Drawing on our research, we provide the following eight recommendations for how to leverage the potential offered by citizen science data for SDG monitoring and reporting as well as for official monitoring more broadly:

  1. Citizen science data can be utilized as official or non-official statistics after a data validation process to ensure that the data are of good quality for their intended purpose. It can be used alone or integrated with other data sources for the production of official statistics.
  2. There are three ways in which NSSs can work with citizen science data: (i) using already existing citizen science data, (ii) designing and implementing a new citizen science project, or by (iii) combining both approaches. For example, NSOs can use already existing and openly available data sets from beach cleanups for monitoring marine plastic litter or they can launch a citizen science initiative to address a specific data gap such as gender-based violence. As a third approach, they can use an existing data set on a specific topic such as freshwater quality to create a baseline, while at the same time initiating a new citizen science project on freshwater quality with key stakeholders to ensure that the future data collection activities meet their data quality requirements, including the requirements of the global methodology of the relevant indicator, particularly if the purpose is SDG monitoring.
  3. NSOs interested in using nontraditional data should work towards modernizing their statistical legislation and improving their governance factors to facilitate access to the data held by CSOs and other potential stakeholders.
  4. The mapping of existing citizen science data and initiatives at a national level can help NSSs to identify relevant data sets, as well as the data producers with whom they can build new partnerships.
  5. NSOs could organize periodic and thematic stakeholder workshops based on the needs and the context with a view to institutionalize a culture of collaboration with partners from both across and outside the government, including those producers and holders of nontraditional data.
  6. Established processes, such as quality assurance frameworks, guidelines and protocols, can enable NSOs to decide on which data sets could be used as official or non-official statistics.
  7. In addition to the quality assurance frameworks and guidelines for non-official data producers, NSOs could offer training and capacity building activities, particularly for citizen science practitioners to raise their statistical literacy, including their understanding of the issues related to compliance with privacy, confidentiality, and metadata, among others.
  8. NSSs could offer open data reporting platforms for citizen science practitioners to contribute data in a transparent way.

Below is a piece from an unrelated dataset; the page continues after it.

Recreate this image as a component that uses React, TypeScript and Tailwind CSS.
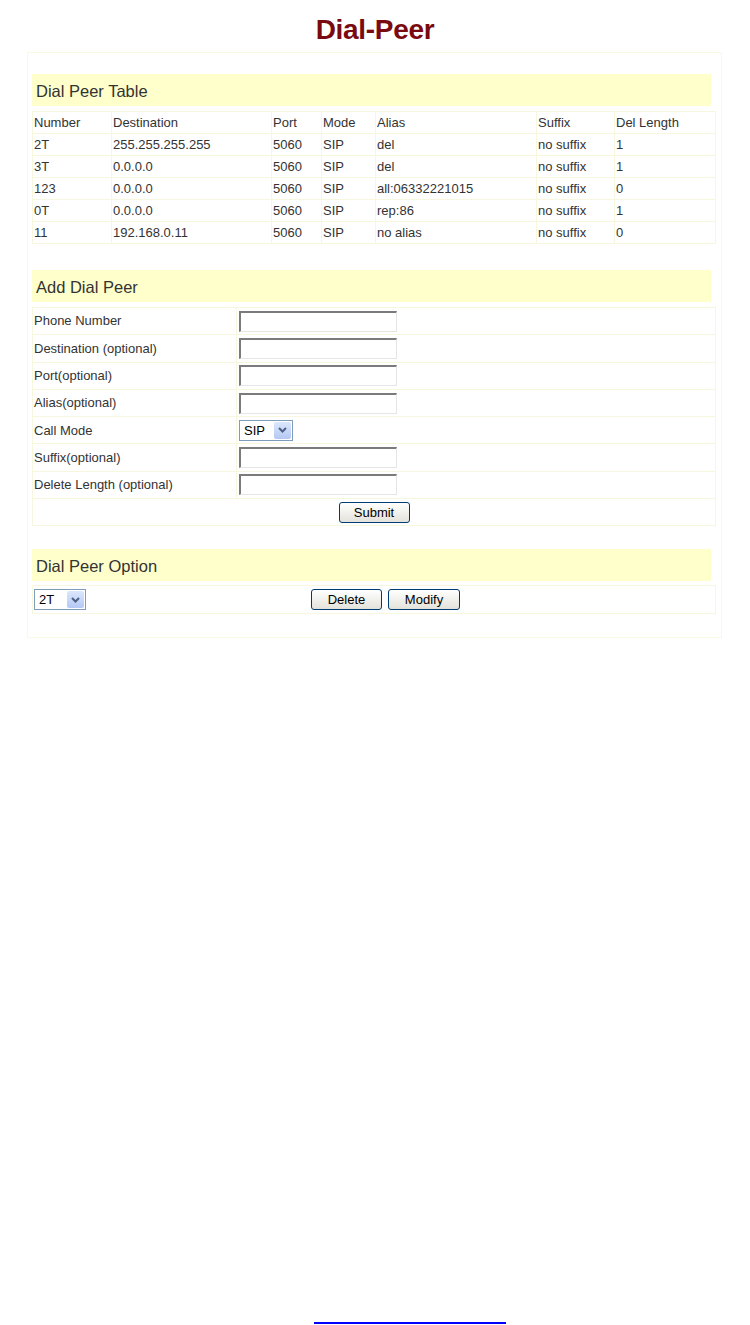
import type { ReactNode } from 'react'

const rows = [
  ['2T', '255.255.255.255', '5060', 'SIP', 'del', 'no suffix', '1'],
  ['3T', '0.0.0.0', '5060', 'SIP', 'del', 'no suffix', '1'],
  ['123', '0.0.0.0', '5060', 'SIP', 'all:06332221015', 'no suffix', '0'],
  ['0T', '0.0.0.0', '5060', 'SIP', 'rep:86', 'no suffix', '1'],
  ['11', '192.168.0.11', '5060', 'SIP', 'no alias', 'no suffix', '0'],
]
const heads = ['Number', 'Destination', 'Port', 'Mode', 'Alias', 'Suffix', 'Del Length']
const widths = ['w-[79px]', 'w-[160px]', 'w-[50px]', 'w-[54px]', 'w-[161px]', 'w-[78px]', 'w-[101px]']

const fields = ['Phone Number', 'Destination (optional)', 'Port(optional)', 'Alias(optional)', 'Call Mode', 'Suffix(optional)', 'Delete Length (optional)']

function Bar({ children }: { children: ReactNode }) {
  return <div className="flex h-[32px] w-[679px] items-center bg-[#ffffcc] pl-1 pt-[2px] text-[16.5px] text-[#333]">{children}</div>
}

function TextBox() {
  return <div className="h-[21px] w-[158px] border-t-2 border-l-2 border-r border-b border-t-[#7b7b7b] border-l-[#7b7b7b] border-r-[#e6e6e6] border-b-[#e6e6e6] bg-white" />
}

function Select({ value, w }: { value: string; w: string }) {
  return (
    <div className={`flex h-[21px] ${w} items-center justify-between border border-[#7f9db9] bg-white pl-1 pr-px text-[13px] text-black`}>
      <span>{value}</span>
      <span className="flex h-[17px] w-[17px] items-center justify-center rounded-[2px] bg-gradient-to-b from-[#dce7fd] to-[#b4c8f4]">
        <svg width="9" height="6" viewBox="0 0 9 6"><path d="M1 1l3.5 3.5L8 1" fill="none" stroke="#4d6185" strokeWidth="2" /></svg>
      </span>
    </div>
  )
}

function Btn({ children, w }: { children: ReactNode; w: string }) {
  return <button className={`h-[21px] ${w} rounded-[3px] border border-[#003c74] bg-gradient-to-b from-white to-[#e3e2da] text-[13px] leading-none text-black`}>{children}</button>
}

export default function App() {
  return (
    <div className="min-h-[1325px] bg-white font-['Liberation_Sans',Arial,sans-serif] text-[13px] text-[#333]">
      <div className="h-[52px] pt-[14px] text-center text-[28px] font-bold leading-[32px] tracking-[-0.3px] text-[#7a0a10]">Dial-Peer</div>
      <div className="ml-[27px] w-[695px] border border-[#f9f9e4] pt-[21px] pl-[4px] pb-[23px]">
        <Bar>Dial Peer Table</Bar>
        <table className="mt-[5px] w-[684px] border-collapse">
          <tbody>
            <tr className="h-[22px]">
              {heads.map((h, i) => <td key={h} className={`${widths[i]} border border-[#f7f7e0] pl-px`}>{h}</td>)}
            </tr>
            {rows.map(r => (
              <tr key={r[0]} className="h-[22px]">
                {r.map((c, i) => <td key={i} className="border border-[#f7f7e0] pl-px">{c}</td>)}
              </tr>
            ))}
          </tbody>
        </table>
        <div className="mt-[26px]"><Bar>Add Dial Peer</Bar></div>
        <table className="mt-[5px] w-[684px] border-collapse">
          <tbody>
            {fields.map(f => (
              <tr key={f} className="h-[27.3px]">
                <td className="w-[204px] border border-[#f7f7e0] pl-px">{f}</td>
                <td className="border border-[#f7f7e0] pl-[2px]">{f === 'Call Mode' ? <Select value="SIP" w="w-[54px]" /> : <TextBox />}</td>
              </tr>
            ))}
            <tr className="h-[27.3px]">
              <td colSpan={2} className="border border-[#f7f7e0] text-center"><Btn w="w-[71px]">Submit</Btn></td>
            </tr>
          </tbody>
        </table>
        <div className="mt-[23px]"><Bar>Dial Peer Option</Bar></div>
        <div className="mt-[4px] flex h-[29px] w-[684px] items-center border border-[#f7f7e0] pl-px">
          <Select value="2T" w="w-[52px]" />
          <div className="ml-[225px] flex gap-[6px]">
            <Btn w="w-[71px]">Delete</Btn>
            <Btn w="w-[72px]">Modify</Btn>
          </div>
        </div>
      </div>
      <div className="ml-[314px] mt-[684px] h-[2px] w-[192px] bg-[#0000ff]" />
    </div>
  )
}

Finally, our analysis shows the need for a typology of citizen science data and projects that can help NSSs identify their needs and data quality requirements for different citizen science projects and adopt a more active role in building citizen science data partnerships. In future research, this typology will build on the key characteristics presented in Table S1 (Supplemental File 5: Appendix E).

Data Accessibility Statements

Data are not publicly available, but aggregated results are provided in the publication.